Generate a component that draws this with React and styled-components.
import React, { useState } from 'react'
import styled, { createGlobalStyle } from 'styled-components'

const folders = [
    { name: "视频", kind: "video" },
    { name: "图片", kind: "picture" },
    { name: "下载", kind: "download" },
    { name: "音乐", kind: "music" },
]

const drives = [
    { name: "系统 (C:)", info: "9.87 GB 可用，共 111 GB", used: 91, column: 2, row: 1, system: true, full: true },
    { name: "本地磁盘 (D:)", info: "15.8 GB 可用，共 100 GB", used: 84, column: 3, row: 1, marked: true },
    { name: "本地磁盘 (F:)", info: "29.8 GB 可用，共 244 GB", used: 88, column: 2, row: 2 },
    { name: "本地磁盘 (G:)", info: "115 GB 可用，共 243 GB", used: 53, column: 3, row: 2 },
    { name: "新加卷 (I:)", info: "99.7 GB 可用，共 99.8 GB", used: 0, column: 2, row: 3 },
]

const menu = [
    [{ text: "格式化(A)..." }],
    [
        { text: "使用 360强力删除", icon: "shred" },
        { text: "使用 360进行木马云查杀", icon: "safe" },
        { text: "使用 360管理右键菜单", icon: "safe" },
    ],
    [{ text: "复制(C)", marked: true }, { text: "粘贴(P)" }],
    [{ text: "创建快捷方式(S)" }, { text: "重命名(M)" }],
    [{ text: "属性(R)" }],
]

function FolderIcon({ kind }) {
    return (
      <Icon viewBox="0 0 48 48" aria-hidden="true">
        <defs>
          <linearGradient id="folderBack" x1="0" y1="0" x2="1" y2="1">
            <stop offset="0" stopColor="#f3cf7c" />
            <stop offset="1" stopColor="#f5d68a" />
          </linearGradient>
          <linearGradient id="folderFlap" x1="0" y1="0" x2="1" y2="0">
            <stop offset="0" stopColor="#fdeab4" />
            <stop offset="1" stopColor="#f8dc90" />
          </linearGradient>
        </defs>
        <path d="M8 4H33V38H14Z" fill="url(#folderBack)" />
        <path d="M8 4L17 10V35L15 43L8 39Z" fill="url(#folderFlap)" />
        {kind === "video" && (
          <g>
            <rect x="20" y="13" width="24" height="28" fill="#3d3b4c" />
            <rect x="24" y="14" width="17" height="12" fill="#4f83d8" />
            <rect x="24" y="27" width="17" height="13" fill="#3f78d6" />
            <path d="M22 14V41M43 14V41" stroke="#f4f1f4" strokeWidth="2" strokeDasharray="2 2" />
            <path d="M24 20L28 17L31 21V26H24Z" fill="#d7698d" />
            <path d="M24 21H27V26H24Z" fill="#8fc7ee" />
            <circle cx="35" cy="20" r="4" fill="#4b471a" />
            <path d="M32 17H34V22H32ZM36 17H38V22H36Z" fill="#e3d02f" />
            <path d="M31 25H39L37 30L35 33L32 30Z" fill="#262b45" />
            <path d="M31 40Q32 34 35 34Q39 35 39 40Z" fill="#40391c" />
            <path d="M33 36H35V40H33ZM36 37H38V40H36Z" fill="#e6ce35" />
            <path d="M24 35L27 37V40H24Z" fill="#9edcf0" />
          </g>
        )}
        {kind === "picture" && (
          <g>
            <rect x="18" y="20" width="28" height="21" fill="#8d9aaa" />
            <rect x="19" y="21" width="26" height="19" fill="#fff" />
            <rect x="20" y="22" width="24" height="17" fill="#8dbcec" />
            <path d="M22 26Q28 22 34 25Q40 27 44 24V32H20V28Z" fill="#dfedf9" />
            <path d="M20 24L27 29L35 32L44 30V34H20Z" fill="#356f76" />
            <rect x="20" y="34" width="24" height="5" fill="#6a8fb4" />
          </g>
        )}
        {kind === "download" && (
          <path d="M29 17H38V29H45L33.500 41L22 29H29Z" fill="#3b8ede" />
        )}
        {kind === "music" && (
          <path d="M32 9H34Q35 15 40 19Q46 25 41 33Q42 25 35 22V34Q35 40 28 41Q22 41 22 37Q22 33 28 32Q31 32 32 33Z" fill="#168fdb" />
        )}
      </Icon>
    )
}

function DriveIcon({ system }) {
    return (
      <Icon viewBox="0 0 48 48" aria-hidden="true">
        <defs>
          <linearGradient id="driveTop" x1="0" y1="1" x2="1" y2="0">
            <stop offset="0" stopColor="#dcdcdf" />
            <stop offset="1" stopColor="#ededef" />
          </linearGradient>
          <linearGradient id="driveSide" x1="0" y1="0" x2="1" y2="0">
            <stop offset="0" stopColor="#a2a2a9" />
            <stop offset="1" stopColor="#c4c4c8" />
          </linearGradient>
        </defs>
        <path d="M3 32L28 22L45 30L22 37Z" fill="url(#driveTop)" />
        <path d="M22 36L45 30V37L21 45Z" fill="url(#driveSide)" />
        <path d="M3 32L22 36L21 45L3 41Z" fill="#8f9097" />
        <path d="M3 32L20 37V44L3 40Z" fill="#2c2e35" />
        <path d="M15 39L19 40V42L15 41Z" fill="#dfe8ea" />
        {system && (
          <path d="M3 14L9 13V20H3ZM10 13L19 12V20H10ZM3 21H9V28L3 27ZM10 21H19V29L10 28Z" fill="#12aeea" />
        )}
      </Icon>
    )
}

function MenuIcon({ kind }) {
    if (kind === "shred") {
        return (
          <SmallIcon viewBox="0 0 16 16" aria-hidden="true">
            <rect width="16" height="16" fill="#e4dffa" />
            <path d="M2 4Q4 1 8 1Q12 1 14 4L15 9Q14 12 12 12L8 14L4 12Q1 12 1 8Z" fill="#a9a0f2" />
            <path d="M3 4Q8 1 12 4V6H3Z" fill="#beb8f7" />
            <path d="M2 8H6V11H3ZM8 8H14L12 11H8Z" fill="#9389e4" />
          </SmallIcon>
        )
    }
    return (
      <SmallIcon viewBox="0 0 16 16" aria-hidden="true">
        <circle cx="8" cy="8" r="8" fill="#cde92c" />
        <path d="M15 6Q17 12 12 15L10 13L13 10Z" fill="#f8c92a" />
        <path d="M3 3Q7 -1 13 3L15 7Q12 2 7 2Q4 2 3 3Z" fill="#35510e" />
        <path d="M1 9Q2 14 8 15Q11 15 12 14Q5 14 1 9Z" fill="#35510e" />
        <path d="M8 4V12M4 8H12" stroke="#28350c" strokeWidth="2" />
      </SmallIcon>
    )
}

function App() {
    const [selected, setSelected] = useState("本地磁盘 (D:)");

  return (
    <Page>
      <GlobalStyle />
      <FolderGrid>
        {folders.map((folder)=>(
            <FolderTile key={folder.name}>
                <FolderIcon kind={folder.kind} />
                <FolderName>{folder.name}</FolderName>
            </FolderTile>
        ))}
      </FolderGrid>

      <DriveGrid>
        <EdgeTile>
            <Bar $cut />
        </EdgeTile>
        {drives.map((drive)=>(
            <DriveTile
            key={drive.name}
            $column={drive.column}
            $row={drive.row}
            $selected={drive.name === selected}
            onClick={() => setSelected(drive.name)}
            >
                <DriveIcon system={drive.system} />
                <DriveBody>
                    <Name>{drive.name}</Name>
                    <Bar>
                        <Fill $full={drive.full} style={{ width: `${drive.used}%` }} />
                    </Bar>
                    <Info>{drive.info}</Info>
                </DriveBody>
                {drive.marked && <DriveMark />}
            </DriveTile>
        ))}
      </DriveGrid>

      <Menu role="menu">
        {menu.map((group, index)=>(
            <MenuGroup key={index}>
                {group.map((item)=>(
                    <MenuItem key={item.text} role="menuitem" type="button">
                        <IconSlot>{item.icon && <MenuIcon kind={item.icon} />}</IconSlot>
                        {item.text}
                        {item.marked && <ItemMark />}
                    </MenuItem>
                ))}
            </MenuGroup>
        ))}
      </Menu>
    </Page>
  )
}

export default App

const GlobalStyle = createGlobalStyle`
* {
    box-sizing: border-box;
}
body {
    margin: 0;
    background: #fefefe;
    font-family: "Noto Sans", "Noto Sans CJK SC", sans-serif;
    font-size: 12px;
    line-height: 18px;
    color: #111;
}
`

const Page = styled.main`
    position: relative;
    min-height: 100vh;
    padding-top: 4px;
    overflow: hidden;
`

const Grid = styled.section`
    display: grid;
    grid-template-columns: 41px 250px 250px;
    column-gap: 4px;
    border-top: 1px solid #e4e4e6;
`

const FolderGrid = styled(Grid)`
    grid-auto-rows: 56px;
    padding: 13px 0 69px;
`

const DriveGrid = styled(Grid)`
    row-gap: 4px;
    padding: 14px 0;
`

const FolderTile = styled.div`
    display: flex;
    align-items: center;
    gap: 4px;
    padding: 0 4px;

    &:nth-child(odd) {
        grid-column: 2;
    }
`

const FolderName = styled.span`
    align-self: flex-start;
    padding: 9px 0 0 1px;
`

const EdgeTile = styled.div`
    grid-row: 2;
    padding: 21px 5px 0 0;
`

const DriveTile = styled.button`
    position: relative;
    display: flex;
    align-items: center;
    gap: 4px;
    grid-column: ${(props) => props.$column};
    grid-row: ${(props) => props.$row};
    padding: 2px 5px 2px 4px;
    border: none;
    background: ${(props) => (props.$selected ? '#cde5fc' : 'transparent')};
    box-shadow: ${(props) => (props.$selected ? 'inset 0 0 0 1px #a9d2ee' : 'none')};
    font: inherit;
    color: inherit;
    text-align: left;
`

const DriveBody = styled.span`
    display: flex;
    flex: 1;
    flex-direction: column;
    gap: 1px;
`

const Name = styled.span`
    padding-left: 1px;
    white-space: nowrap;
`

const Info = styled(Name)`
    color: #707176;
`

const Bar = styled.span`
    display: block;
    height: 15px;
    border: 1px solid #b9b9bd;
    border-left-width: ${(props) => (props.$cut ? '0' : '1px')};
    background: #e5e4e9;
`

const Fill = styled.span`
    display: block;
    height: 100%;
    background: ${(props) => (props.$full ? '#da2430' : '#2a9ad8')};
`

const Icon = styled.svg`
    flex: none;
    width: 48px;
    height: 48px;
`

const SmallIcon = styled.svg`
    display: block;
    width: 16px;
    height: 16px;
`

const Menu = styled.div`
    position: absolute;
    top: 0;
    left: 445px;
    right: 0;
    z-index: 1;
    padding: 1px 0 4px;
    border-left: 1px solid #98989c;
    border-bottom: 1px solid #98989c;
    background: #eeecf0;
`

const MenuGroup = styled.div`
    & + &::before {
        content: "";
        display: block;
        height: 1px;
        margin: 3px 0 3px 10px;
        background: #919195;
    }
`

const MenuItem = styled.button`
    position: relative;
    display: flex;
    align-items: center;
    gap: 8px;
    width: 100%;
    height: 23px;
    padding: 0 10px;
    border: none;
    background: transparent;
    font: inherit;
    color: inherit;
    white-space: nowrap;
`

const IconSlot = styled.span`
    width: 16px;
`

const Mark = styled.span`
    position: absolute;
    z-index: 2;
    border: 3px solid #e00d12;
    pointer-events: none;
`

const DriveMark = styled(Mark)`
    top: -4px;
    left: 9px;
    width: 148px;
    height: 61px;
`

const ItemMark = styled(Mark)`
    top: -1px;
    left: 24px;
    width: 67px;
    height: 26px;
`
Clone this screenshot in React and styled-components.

· · · · ·

**What is asked:**
Every line that holds the word "this" should be extracted.

**Correct output:**
Generate a component that draws this with React and styled-components.
Clone this screenshot in React and styled-components.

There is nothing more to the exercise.